*PROMPT*
Please write the listing below out again exactly, leaving every picture behind.

*SOURCE EXCERPT*

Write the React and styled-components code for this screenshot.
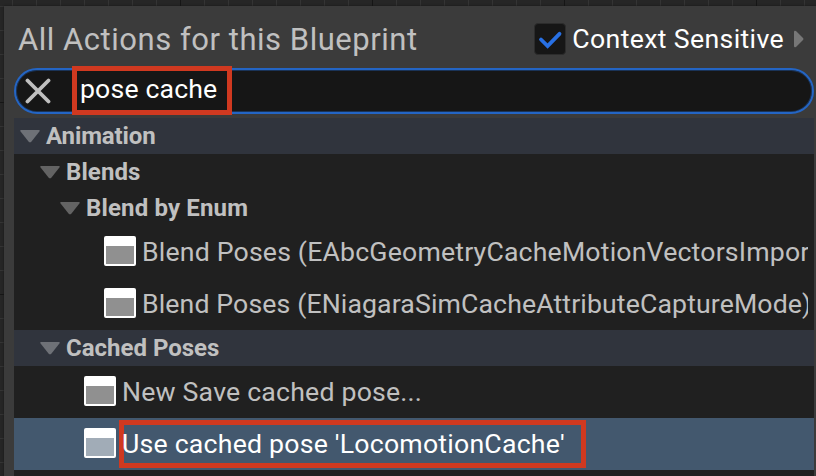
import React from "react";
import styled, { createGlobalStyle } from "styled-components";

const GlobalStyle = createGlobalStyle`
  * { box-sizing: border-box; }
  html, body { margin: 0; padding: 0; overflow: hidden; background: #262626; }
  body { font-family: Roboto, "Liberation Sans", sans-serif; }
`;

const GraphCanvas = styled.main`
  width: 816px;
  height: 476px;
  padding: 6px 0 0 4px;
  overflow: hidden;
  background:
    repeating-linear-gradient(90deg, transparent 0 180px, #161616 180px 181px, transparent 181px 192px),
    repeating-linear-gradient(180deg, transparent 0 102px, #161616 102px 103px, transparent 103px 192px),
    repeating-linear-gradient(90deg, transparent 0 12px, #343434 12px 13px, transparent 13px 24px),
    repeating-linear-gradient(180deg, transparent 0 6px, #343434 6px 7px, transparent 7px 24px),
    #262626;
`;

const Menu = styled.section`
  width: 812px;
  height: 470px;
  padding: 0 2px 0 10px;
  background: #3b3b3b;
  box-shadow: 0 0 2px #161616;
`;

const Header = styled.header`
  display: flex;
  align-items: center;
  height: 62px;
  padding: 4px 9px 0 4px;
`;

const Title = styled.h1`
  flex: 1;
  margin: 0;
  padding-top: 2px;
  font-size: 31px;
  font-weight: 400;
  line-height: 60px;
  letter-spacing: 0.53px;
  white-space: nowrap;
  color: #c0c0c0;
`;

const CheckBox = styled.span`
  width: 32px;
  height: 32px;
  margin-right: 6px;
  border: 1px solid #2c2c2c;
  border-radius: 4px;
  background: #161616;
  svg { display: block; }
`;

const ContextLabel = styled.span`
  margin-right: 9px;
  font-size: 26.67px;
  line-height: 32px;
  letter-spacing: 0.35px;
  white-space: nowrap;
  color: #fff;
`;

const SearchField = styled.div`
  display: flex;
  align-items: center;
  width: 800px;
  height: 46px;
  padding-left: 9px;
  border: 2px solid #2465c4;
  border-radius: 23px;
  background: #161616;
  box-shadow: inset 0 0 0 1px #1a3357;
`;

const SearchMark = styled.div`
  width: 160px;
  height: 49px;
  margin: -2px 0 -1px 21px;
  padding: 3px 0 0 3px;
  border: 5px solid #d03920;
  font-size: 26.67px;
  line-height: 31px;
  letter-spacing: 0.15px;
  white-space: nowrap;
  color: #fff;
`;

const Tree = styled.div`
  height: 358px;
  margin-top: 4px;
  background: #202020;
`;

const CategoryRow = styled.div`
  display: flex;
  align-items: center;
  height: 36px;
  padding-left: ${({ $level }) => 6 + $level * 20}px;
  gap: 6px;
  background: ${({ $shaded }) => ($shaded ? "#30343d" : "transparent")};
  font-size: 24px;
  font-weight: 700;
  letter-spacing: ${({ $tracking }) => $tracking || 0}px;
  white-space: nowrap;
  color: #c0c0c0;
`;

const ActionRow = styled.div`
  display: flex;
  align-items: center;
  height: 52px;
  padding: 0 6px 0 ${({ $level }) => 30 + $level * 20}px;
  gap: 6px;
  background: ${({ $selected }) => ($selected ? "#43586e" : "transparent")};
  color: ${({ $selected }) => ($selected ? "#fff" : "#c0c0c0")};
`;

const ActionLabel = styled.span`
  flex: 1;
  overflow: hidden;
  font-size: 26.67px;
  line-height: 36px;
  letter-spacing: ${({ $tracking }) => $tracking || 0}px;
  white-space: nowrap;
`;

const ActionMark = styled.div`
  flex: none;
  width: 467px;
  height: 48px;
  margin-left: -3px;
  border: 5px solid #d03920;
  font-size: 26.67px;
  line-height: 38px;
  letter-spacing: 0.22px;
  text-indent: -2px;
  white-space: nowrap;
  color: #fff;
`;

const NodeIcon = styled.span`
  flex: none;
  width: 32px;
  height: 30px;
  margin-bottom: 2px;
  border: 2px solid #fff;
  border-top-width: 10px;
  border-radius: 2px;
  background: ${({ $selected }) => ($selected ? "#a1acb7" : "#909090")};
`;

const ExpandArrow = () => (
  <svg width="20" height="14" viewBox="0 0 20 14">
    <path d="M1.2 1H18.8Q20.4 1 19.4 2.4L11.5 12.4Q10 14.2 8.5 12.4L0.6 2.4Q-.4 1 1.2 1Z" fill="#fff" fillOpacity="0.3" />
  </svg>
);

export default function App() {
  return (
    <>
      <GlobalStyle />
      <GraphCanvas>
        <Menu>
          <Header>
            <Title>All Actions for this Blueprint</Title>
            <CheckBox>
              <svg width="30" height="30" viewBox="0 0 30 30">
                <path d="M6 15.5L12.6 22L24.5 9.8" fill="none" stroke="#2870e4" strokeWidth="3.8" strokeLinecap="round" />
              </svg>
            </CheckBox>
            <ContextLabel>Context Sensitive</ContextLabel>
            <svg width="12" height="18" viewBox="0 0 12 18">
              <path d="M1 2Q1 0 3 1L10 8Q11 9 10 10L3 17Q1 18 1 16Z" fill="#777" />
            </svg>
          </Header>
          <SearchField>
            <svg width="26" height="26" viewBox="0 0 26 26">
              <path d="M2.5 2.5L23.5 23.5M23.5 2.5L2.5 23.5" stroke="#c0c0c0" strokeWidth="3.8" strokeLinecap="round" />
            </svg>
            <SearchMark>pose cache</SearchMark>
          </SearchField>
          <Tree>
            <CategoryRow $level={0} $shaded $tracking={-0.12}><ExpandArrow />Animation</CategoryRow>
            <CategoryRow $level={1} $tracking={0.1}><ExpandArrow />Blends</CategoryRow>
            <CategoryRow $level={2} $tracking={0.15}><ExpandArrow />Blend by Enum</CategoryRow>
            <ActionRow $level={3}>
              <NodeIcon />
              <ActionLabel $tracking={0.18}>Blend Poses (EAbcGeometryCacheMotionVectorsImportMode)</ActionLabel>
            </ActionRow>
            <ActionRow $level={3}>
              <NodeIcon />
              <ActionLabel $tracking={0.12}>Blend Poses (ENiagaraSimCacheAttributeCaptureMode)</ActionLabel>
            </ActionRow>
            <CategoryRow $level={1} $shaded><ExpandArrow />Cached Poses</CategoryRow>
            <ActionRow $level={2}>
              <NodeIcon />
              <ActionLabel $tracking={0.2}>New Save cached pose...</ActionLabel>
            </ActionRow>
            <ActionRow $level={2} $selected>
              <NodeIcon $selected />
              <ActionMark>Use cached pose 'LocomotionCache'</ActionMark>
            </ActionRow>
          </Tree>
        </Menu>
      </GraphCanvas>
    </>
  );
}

*SOLUTION FOR THIS PROBLEM*
Write the React and styled-components code for this screenshot.
import React from "react";
import styled, { createGlobalStyle } from "styled-components";

const GlobalStyle = createGlobalStyle`
  * { box-sizing: border-box; }
  html, body { margin: 0; padding: 0; overflow: hidden; background: #262626; }
  body { font-family: Roboto, "Liberation Sans", sans-serif; }
`;

const GraphCanvas = styled.main`
  width: 816px;
  height: 476px;
  padding: 6px 0 0 4px;
  overflow: hidden;
  background:
    repeating-linear-gradient(90deg, transparent 0 180px, #161616 180px 181px, transparent 181px 192px),
    repeating-linear-gradient(180deg, transparent 0 102px, #161616 102px 103px, transparent 103px 192px),
    repeating-linear-gradient(90deg, transparent 0 12px, #343434 12px 13px, transparent 13px 24px),
    repeating-linear-gradient(180deg, transparent 0 6px, #343434 6px 7px, transparent 7px 24px),
    #262626;
`;

const Menu = styled.section`
  width: 812px;
  height: 470px;
  padding: 0 2px 0 10px;
  background: #3b3b3b;
  box-shadow: 0 0 2px #161616;
`;

const Header = styled.header`
  display: flex;
  align-items: center;
  height: 62px;
  padding: 4px 9px 0 4px;
`;

const Title = styled.h1`
  flex: 1;
  margin: 0;
  padding-top: 2px;
  font-size: 31px;
  font-weight: 400;
  line-height: 60px;
  letter-spacing: 0.53px;
  white-space: nowrap;
  color: #c0c0c0;
`;

const CheckBox = styled.span`
  width: 32px;
  height: 32px;
  margin-right: 6px;
  border: 1px solid #2c2c2c;
  border-radius: 4px;
  background: #161616;
  svg { display: block; }
`;

const ContextLabel = styled.span`
  margin-right: 9px;
  font-size: 26.67px;
  line-height: 32px;
  letter-spacing: 0.35px;
  white-space: nowrap;
  color: #fff;
`;

const SearchField = styled.div`
  display: flex;
  align-items: center;
  width: 800px;
  height: 46px;
  padding-left: 9px;
  border: 2px solid #2465c4;
  border-radius: 23px;
  background: #161616;
  box-shadow: inset 0 0 0 1px #1a3357;
`;

const SearchMark = styled.div`
  width: 160px;
  height: 49px;
  margin: -2px 0 -1px 21px;
  padding: 3px 0 0 3px;
  border: 5px solid #d03920;
  font-size: 26.67px;
  line-height: 31px;
  letter-spacing: 0.15px;
  white-space: nowrap;
  color: #fff;
`;

const Tree = styled.div`
  height: 358px;
  margin-top: 4px;
  background: #202020;
`;

const CategoryRow = styled.div`
  display: flex;
  align-items: center;
  height: 36px;
  padding-left: ${({ $level }) => 6 + $level * 20}px;
  gap: 6px;
  background: ${({ $shaded }) => ($shaded ? "#30343d" : "transparent")};
  font-size: 24px;
  font-weight: 700;
  letter-spacing: ${({ $tracking }) => $tracking || 0}px;
  white-space: nowrap;
  color: #c0c0c0;
`;

const ActionRow = styled.div`
  display: flex;
  align-items: center;
  height: 52px;
  padding: 0 6px 0 ${({ $level }) => 30 + $level * 20}px;
  gap: 6px;
  background: ${({ $selected }) => ($selected ? "#43586e" : "transparent")};
  color: ${({ $selected }) => ($selected ? "#fff" : "#c0c0c0")};
`;

const ActionLabel = styled.span`
  flex: 1;
  overflow: hidden;
  font-size: 26.67px;
  line-height: 36px;
  letter-spacing: ${({ $tracking }) => $tracking || 0}px;
  white-space: nowrap;
`;

const ActionMark = styled.div`
  flex: none;
  width: 467px;
  height: 48px;
  margin-left: -3px;
  border: 5px solid #d03920;
  font-size: 26.67px;
  line-height: 38px;
  letter-spacing: 0.22px;
  text-indent: -2px;
  white-space: nowrap;
  color: #fff;
`;

const NodeIcon = styled.span`
  flex: none;
  width: 32px;
  height: 30px;
  margin-bottom: 2px;
  border: 2px solid #fff;
  border-top-width: 10px;
  border-radius: 2px;
  background: ${({ $selected }) => ($selected ? "#a1acb7" : "#909090")};
`;

const ExpandArrow = () => (
  <svg width="20" height="14" viewBox="0 0 20 14">
    <path d="M1.2 1H18.8Q20.4 1 19.4 2.4L11.5 12.4Q10 14.2 8.5 12.4L0.6 2.4Q-.4 1 1.2 1Z" fill="#fff" fillOpacity="0.3" />
  </svg>
);

export default function App() {
  return (
    <>
      <GlobalStyle />
      <GraphCanvas>
        <Menu>
          <Header>
            <Title>All Actions for this Blueprint</Title>
            <CheckBox>
              <svg width="30" height="30" viewBox="0 0 30 30">
                <path d="M6 15.5L12.6 22L24.5 9.8" fill="none" stroke="#2870e4" strokeWidth="3.8" strokeLinecap="round" />
              </svg>
            </CheckBox>
            <ContextLabel>Context Sensitive</ContextLabel>
            <svg width="12" height="18" viewBox="0 0 12 18">
              <path d="M1 2Q1 0 3 1L10 8Q11 9 10 10L3 17Q1 18 1 16Z" fill="#777" />
            </svg>
          </Header>
          <SearchField>
            <svg width="26" height="26" viewBox="0 0 26 26">
              <path d="M2.5 2.5L23.5 23.5M23.5 2.5L2.5 23.5" stroke="#c0c0c0" strokeWidth="3.8" strokeLinecap="round" />
            </svg>
            <SearchMark>pose cache</SearchMark>
          </SearchField>
          <Tree>
            <CategoryRow $level={0} $shaded $tracking={-0.12}><ExpandArrow />Animation</CategoryRow>
            <CategoryRow $level={1} $tracking={0.1}><ExpandArrow />Blends</CategoryRow>
            <CategoryRow $level={2} $tracking={0.15}><ExpandArrow />Blend by Enum</CategoryRow>
            <ActionRow $level={3}>
              <NodeIcon />
              <ActionLabel $tracking={0.18}>Blend Poses (EAbcGeometryCacheMotionVectorsImportMode)</ActionLabel>
            </ActionRow>
            <ActionRow $level={3}>
              <NodeIcon />
              <ActionLabel $tracking={0.12}>Blend Poses (ENiagaraSimCacheAttributeCaptureMode)</ActionLabel>
            </ActionRow>
            <CategoryRow $level={1} $shaded><ExpandArrow />Cached Poses</CategoryRow>
            <ActionRow $level={2}>
              <NodeIcon />
              <ActionLabel $tracking={0.2}>New Save cached pose...</ActionLabel>
            </ActionRow>
            <ActionRow $level={2} $selected>
              <NodeIcon $selected />
              <ActionMark>Use cached pose 'LocomotionCache'</ActionMark>
            </ActionRow>
          </Tree>
        </Menu>
      </GraphCanvas>
    </>
  );
}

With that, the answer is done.